Their invention stems directly from the first bipolar transistors has all linear regulators make intensive usage of both N and P type BJTs as we are going to see below.

## Understanding the linear regulator

The simplest form of linear regulation is a bipolar junction NPN transistor. Let’s take in consideration this very simple circuit:

In the figure above, the voltage at the emitter will be equal to the voltage at the base minus a base-to-emitter drop; typically a diode drop or ~0.6V.
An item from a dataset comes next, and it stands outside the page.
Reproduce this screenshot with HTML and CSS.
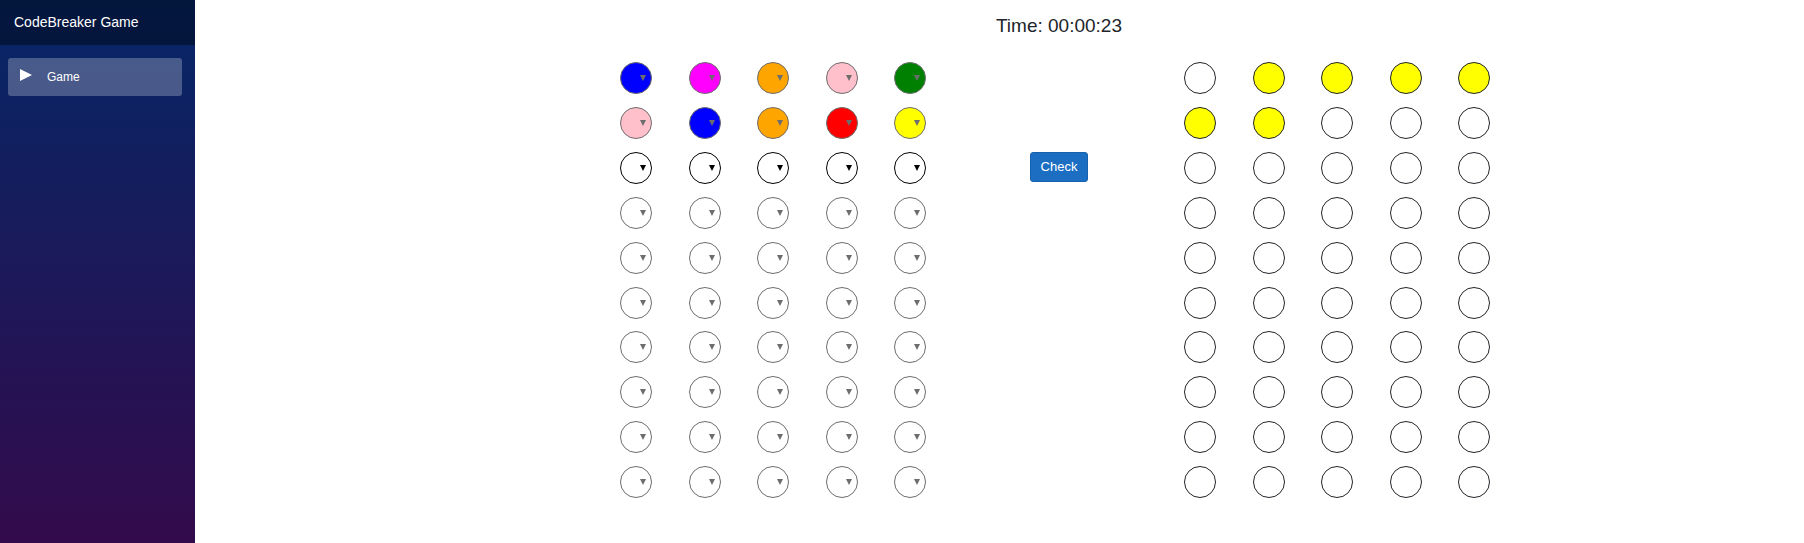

By providing a reference voltage at the base of the transistor, we get a precise voltage at the emitter; thus completing a regulator. The problem now is how to obtain this reference base voltage. You could use a resistor divider such as the schematics below:

Unfortunately this would not hold well. The unregulated power supply will drop voltage under load -that’s why they’re called unregulated in the first place-; and so the simple divider circuit will not keep an accurate reference voltage. In addition, you’d be severely limited by the gain of the transistor and there would be a huge power loss across the resistors if the chosen values are too low.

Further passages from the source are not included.